If there is something biological about consciousness, such that a TM-equivalent computer cannot have consciousness, it raises an interesting question.

We can (in principle) simulate all the internal chemical and physical processes of a cell. We can also simulate the interaction of multiple cells. So it would seem a logical conclusion that we could (again, in principle, ignoring the awesome complexity) simulate the interaction of all the cells that make up the brain (plus, if necessary, the rest of the  nervous system, blood chemistry, hormone levels, external stimuli, etc).

So if consciousness can't be created by a computer, it implies one (or more) of those stages has to be non-simulatable.

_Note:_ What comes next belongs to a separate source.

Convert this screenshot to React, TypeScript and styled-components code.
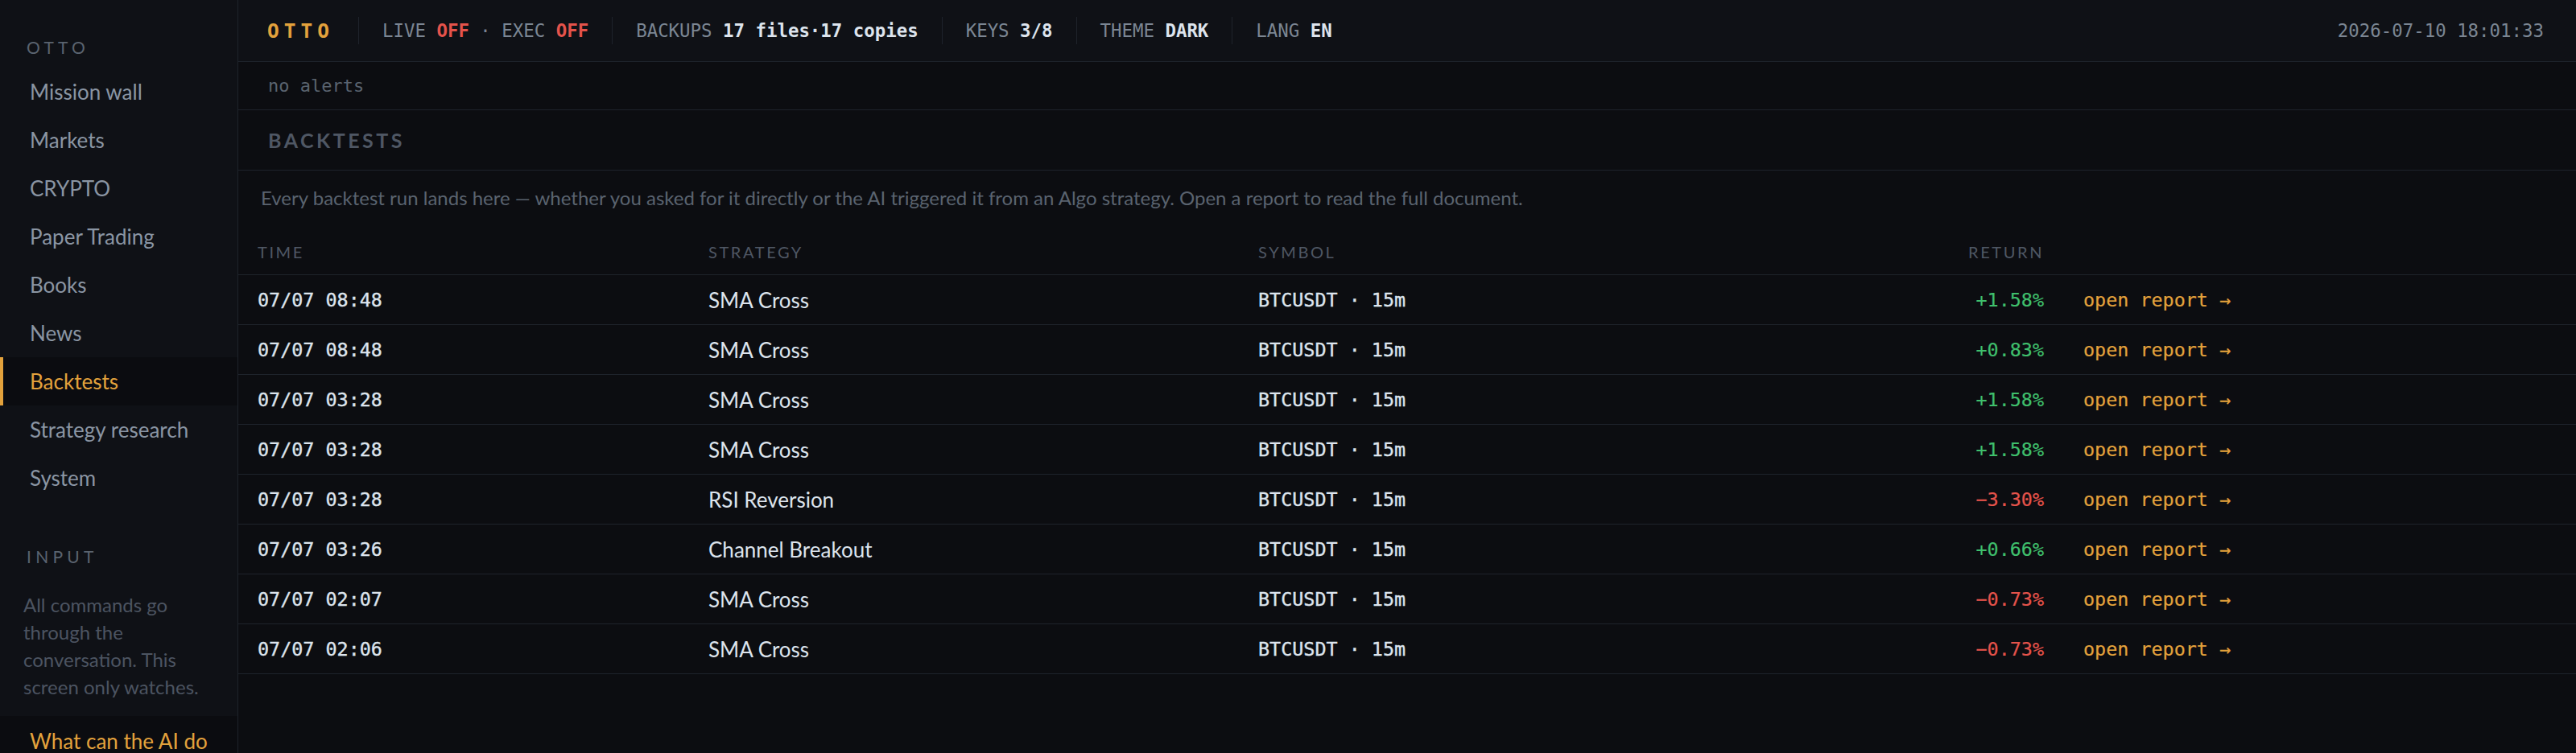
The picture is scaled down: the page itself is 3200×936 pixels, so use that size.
import React from 'react';
import styled, { createGlobalStyle } from 'styled-components';

const Colors = {
  page: '#0c0d11',
  panel: '#0f1116',
  line: '#1e232b',
  orange: '#e3a23c',
  red: '#e5534b',
  green: '#3fbf6c',
  text: '#dde4ed',
  muted: '#7b8693',
  nav: '#8a95a3',
  dim: '#4f5764',
  faint: '#5a636f',
};

const SANS = `Lato, "Noto Sans", sans-serif`;
const MONO = `"DejaVu Sans Mono", "Liberation Mono", monospace`;

const GlobalStyle = createGlobalStyle`
  * { box-sizing: border-box; }
  html, body { margin: 0; padding: 0; background: ${Colors.page}; }
  body { font-family: ${SANS}; color: ${Colors.text}; }
`;

const Shell = styled.div`
  display: flex;
  height: 936px;
  overflow: hidden;
  background: ${Colors.page};
`;

/* ---------- sidebar ---------- */

const Sidebar = styled.aside`
  width: 296px;
  flex-shrink: 0;
  display: flex;
  flex-direction: column;
  padding-top: 44px;
  background: ${Colors.panel};
  border-right: 1px solid ${Colors.line};
`;

const SideLabel = styled.div<{ top?: number }>`
  height: 30px;
  line-height: 30px;
  margin-top: ${({ top }) => top || 0}px;
  margin-bottom: 10px;
  padding-left: 33px;
  font-size: 21px;
  letter-spacing: 0.25em;
  color: ${Colors.faint};
`;

const NavItem = styled.div<{ active?: boolean }>`
  height: 60px;
  line-height: 60px;
  padding-left: 33px;
  border-left: 4px solid ${({ active }) => (active ? Colors.orange : 'transparent')};
  background: ${({ active }) => (active ? '#0b0c10' : 'transparent')};
  color: ${({ active }) => (active ? Colors.orange : Colors.nav)};
  font-size: 26px;
`;

const SideNote = styled.p`
  margin: 18px 0 0;
  padding: 0 29px;
  font-size: 24px;
  line-height: 34px;
  color: #4c5461;
`;

const AskBlock = styled.div`
  flex: 1;
  margin-top: 19px;
  padding: 14px 37px;
  background: #0b0c10;
  color: ${Colors.orange};
  font-size: 26px;
  line-height: 34px;
`;

/* ---------- main ---------- */

const Main = styled.main`
  flex: 1;
  min-width: 0;
  display: flex;
  flex-direction: column;
`;

const TopBar = styled.header`
  height: 77px;
  flex-shrink: 0;
  display: flex;
  align-items: center;
  padding: 0 40px 0 36px;
  background: ${Colors.panel};
  border-bottom: 1px solid ${Colors.line};
  font-family: ${MONO};
  font-size: 22.4px;
  white-space: pre;
`;

const Brand = styled.span`
  padding-right: 30px;
  color: ${Colors.orange};
  font-size: 24.5px;
  font-weight: 700;
  letter-spacing: 6px;
`;

const Segment = styled.span`
  display: flex;
  align-items: center;
  height: 34px;
  padding: 0 29px;
  border-left: 1px solid ${Colors.line};
  color: ${Colors.muted};
`;

const Val = styled.span<{ tone?: 'red' }>`
  color: ${({ tone }) => (tone === 'red' ? Colors.red : Colors.text)};
  font-weight: 700;
`;

const Stamp = styled.span`
  margin-left: auto;
  color: ${Colors.muted};
`;

const AlertBar = styled.div`
  height: 60px;
  flex-shrink: 0;
  display: flex;
  align-items: center;
  padding-left: 37px;
  border-bottom: 1px solid ${Colors.line};
  font-family: ${MONO};
  font-size: 22px;
  color: ${Colors.faint};
`;

const SectionHead = styled.h2`
  height: 75px;
  margin: 0;
  flex-shrink: 0;
  display: flex;
  align-items: center;
  padding-left: 37px;
  border-bottom: 1px solid ${Colors.line};
  font-size: 25px;
  font-weight: 700;
  letter-spacing: 0.14em;
  color: ${Colors.dim};
`;

const Intro = styled.p`
  margin: 0;
  padding: 17px 28px 22px;
  font-size: 24px;
  line-height: 34px;
  color: ${Colors.faint};
`;

const Grid = styled.div`
  display: grid;
  grid-template-columns: 560px 683px 837px 139px 1fr;
  align-items: center;
  padding-left: 24px;
  border-bottom: 1px solid ${Colors.line};
`;

const HeadRow = styled(Grid)`
  height: 57px;
  font-size: 20px;
  letter-spacing: 0.13em;
  color: ${Colors.dim};
`;

const Row = styled(Grid)`
  height: 62px;
  font-size: 26px;
`;

const Cell = styled.div<{ right?: boolean }>`
  text-align: ${({ right }) => (right ? 'right' : 'left')};
`;

const MonoCell = styled.div`
  font-family: ${MONO};
  font-size: 23.4px;
  color: ${Colors.text};
  -webkit-text-stroke: 0.35px currentColor;
`;

const Ret = styled.div<{ up: boolean }>`
  text-align: right;
  font-family: ${MONO};
  font-size: 23.4px;
  color: ${({ up }) => (up ? Colors.green : Colors.red)};
  -webkit-text-stroke: 0.2px currentColor;
`;

const ReportLink = styled.a`
  padding-left: 49px;
  font-family: ${MONO};
  font-size: 23.4px;
  color: ${Colors.orange};
  text-decoration: none;
  cursor: pointer;
  -webkit-text-stroke: 0.2px currentColor;
`;

type Run = { time: string; strategy: string; symbol: string; ret: number };

const runs: Run[] = [
  { time: '07/07 08:48', strategy: 'SMA Cross', symbol: 'BTCUSDT · 15m', ret: 1.58 },
  { time: '07/07 08:48', strategy: 'SMA Cross', symbol: 'BTCUSDT · 15m', ret: 0.83 },
  { time: '07/07 03:28', strategy: 'SMA Cross', symbol: 'BTCUSDT · 15m', ret: 1.58 },
  { time: '07/07 03:28', strategy: 'SMA Cross', symbol: 'BTCUSDT · 15m', ret: 1.58 },
  { time: '07/07 03:28', strategy: 'RSI Reversion', symbol: 'BTCUSDT · 15m', ret: -3.3 },
  { time: '07/07 03:26', strategy: 'Channel Breakout', symbol: 'BTCUSDT · 15m', ret: 0.66 },
  { time: '07/07 02:07', strategy: 'SMA Cross', symbol: 'BTCUSDT · 15m', ret: -0.73 },
  { time: '07/07 02:06', strategy: 'SMA Cross', symbol: 'BTCUSDT · 15m', ret: -0.73 },
];

const navItems = [
  'Mission wall',
  'Markets',
  'CRYPTO',
  'Paper Trading',
  'Books',
  'News',
  'Backtests',
  'Strategy research',
  'System',
];

const fmtRet = (v: number) => (v >= 0 ? '+' : '\u2212') + Math.abs(v).toFixed(2) + '%';

const App = () => {
  return (
    <Shell>
      <GlobalStyle />
      <Sidebar>
        <SideLabel>OTTO</SideLabel>
        {navItems.map((name) => (
          <NavItem key={name} active={name === 'Backtests'}>
            {name}
          </NavItem>
        ))}
        <SideLabel top={53}>INPUT</SideLabel>
        <SideNote>All commands go through the conversation. This screen only watches.</SideNote>
        <AskBlock>What can the AI do for me?</AskBlock>
      </Sidebar>

      <Main>
        <TopBar>
          <Brand>OTTO</Brand>
          <Segment>
            LIVE <Val tone="red">OFF</Val> · EXEC <Val tone="red">OFF</Val>
          </Segment>
          <Segment>
            BACKUPS <Val>17 files·17 copies</Val>
          </Segment>
          <Segment>
            KEYS <Val>3/8</Val>
          </Segment>
          <Segment>
            THEME <Val>DARK</Val>
          </Segment>
          <Segment>
            LANG <Val>EN</Val>
          </Segment>
          <Stamp>2026-07-10 18:01:33</Stamp>
        </TopBar>

        <AlertBar>no alerts</AlertBar>
        <SectionHead>BACKTESTS</SectionHead>
        <Intro>
          Every backtest run lands here — whether you asked for it directly or the AI triggered it from an
          Algo strategy. Open a report to read the full document.
        </Intro>

        <HeadRow>
          <Cell>TIME</Cell>
          <Cell>STRATEGY</Cell>
          <Cell>SYMBOL</Cell>
          <Cell right>RETURN</Cell>
          <Cell />
        </HeadRow>
        {runs.map((run, i) => (
          <Row key={i + 'run'}>
            <MonoCell>{run.time}</MonoCell>
            <Cell>{run.strategy}</Cell>
            <MonoCell>{run.symbol}</MonoCell>
            <Ret up={run.ret >= 0}>{fmtRet(run.ret)}</Ret>
            <ReportLink>open report →</ReportLink>
          </Row>
        ))}
      </Main>
    </Shell>
  );
};

export default App;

But there is no obvious (to me!) reason why that should be the case.

EDIT: I suppose that is almost the inverse of Searle's Chinese Room argument...

I thought I responded to this point earlier.

If I run a perfect simulation of gravity in my computer, nearby bowling balls are not attracted to the computer any more than can be accounted for by the mass of the computer. The simulation doesn't actually implement gravity, it only simulates gravity mathematically.

Likewise suppose I have a perfect digital simulation of a brain. Say at the neuron level. Such a simulation would light up the correct region of the simulated brain in response to a simulated stimulus. It would behave externally like a brain. But it would not necessarily be self-aware. 

It's like the old video game of Lunar Lander. It simulates gravity mathematically but there's no actual gravity, just math simulating the behavior of gravity.